Written by Ylva Bugge-Nilsson.
Edited by Paisley Regester.
Abortion law has been a controversial topic at the center of heated discussions for centuries, and as a result, designing and adopting such legislation can be like navigating a minefield for lawmakers. While legislative bodies are often able to successfully create abortion laws that correlate with the common sense of justice, this is not always the case. The ongoing protests in Poland, incited by the recent tightening of their abortion law, is a recent example of this. Many times, the gap between a country’s legislation and their public opinion becomes too wide, resulting in conflict and a lack of respect for the legal system, with dismissal of the rule of law as the ultimate consequence.
Poland was the first European country outside of the Soviet Union to legalise abortion in cases of rape and threat of maternal death in 1932. This is hard to believe, as the new Polish abortion law, enacted on October 22nd, does not even allow abortion in cases where the child will be stillborn. For the majority of the Western world, legislation permitting abortion on request was not introduced until the last decades of the twentieth century. During this time, the recognition of women’s rights increased and manifested itself in these areas.
As women’s right to personal autonomy is at the very core of gender equality, the demand for legal abortions can be seen as a natural consequence of the general recognition of women’s rights. To refuse women the opportunity to decide for themselves what they are or are not to do with their own bodies is almost impossible to match with the demand of gender equality. As previously mentioned, this creates a gap between the common sense of justice and the legal system, creating pressure for legislative bodies to take action. Hence, one can see a clear connection between the societal objective for gender equality and the legalistion of abortion. With this in mind, consider how interesting, and prehaps provocative, it would be to reconstruct the history of abortion law if men, who traditionally have been in positions of power, were the ones to give birth.
Religion is a key element of the abortion law discussion. According to Professor Mary Ziegler at the Florida State University College of Law, almost every opponent of abortion in the United States identifies as Catholic or Evangelical. Religion consistently plays a very prominant role in countries with strict and prohibitive abortion laws. This demonstrates another connection between women’s rights and abortion legislation, as men historically have been in positions of power within religious institutions, creating an asymetrical gender balance.

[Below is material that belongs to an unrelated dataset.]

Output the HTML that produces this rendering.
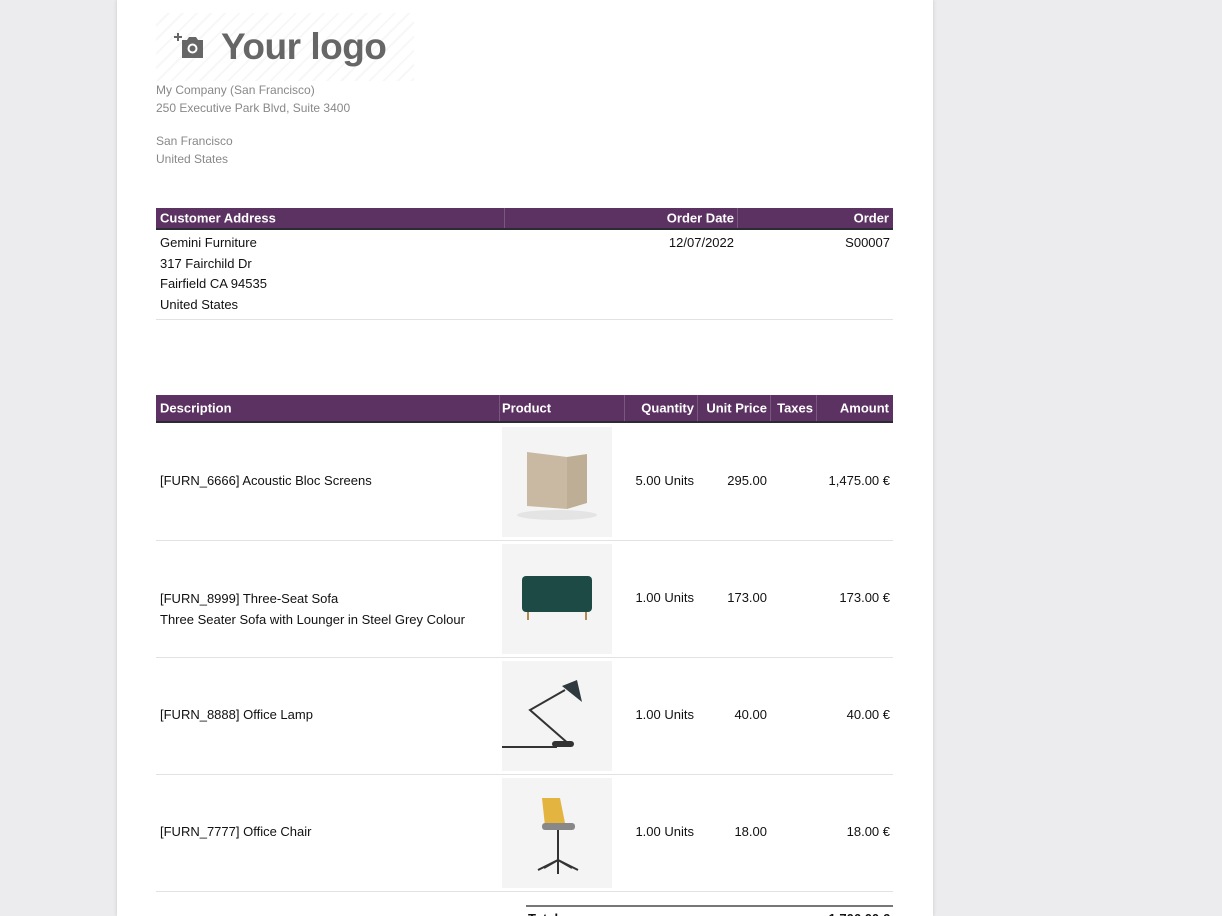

However, even the oldest religious institutions have to adapt to the current popular belief; just like the legislator, they cannot afford too big of a disparity between the people’s views and their policies. Pope Francis’ recent voicing of support for same-sex unions illustrates a willingness for adjustment to a more inclusive church. This could potentially signify a shift in perspective that will someday lead to a more equitable view on abortions as well.
The discussion on abortion law may seem like a delicate matter for legislators to handle, especially in countries where legislation or delegislation clashes with the public opinion. However, while the debate on abortion is intense and divisive, oftentimes the voices against legal abortion are more loud than numerous. Thus, a lag between the public sense of justice and the sources of law will only occur if such opinions get disproportionate representation in the legal system. This may be seen in the United States as Amy Coney Barret takes the vacant seat in the Supreme Court following the recent passing of former Justice Ruth Bader Ginsburg. It has suddenly become a real possibility that abortions will be made illegal in several states. If this should happen, one might say it is no longer possible to trace the positive correlation between women’s rights and abortion law. The contradiction between the progressive development of women’s rights and strict abortion policies seem to create a legislative crossroad.
The Polish government has selected their course. Where this will lead is not yet known, but judging by the fact that the de-facto delegalisation of abortion has resulted in the largest demonstrations the country has seen since the fall of Communism in 1989, the decision has created a monumental rift between the law and the people. The inauguration of Amy Coney Barret in the Supreme Court may have put the U.S. next in line for a similar situation.
What route to take at this crossroad ultimately comes down to a simple line of argumentation. On a personal level, it is obviously possible to be against abortion, while still remaining in support of its legalisation. It is as simple as thinking, ‘I would not do it myself and/or I do not want others to do it, yet I still believe it is important that women are given a choice’. As a citizen you are free to choose either direction. However, a legislative body who claims to protect personal autonomy and recognises women’s right to decide for themselves what they are, or are not, to do with their own bodies, does not have the same option. It has to go down the road that gives women a choice when it comes to pregnancy, if it truly supports the progressive development of women’s rights.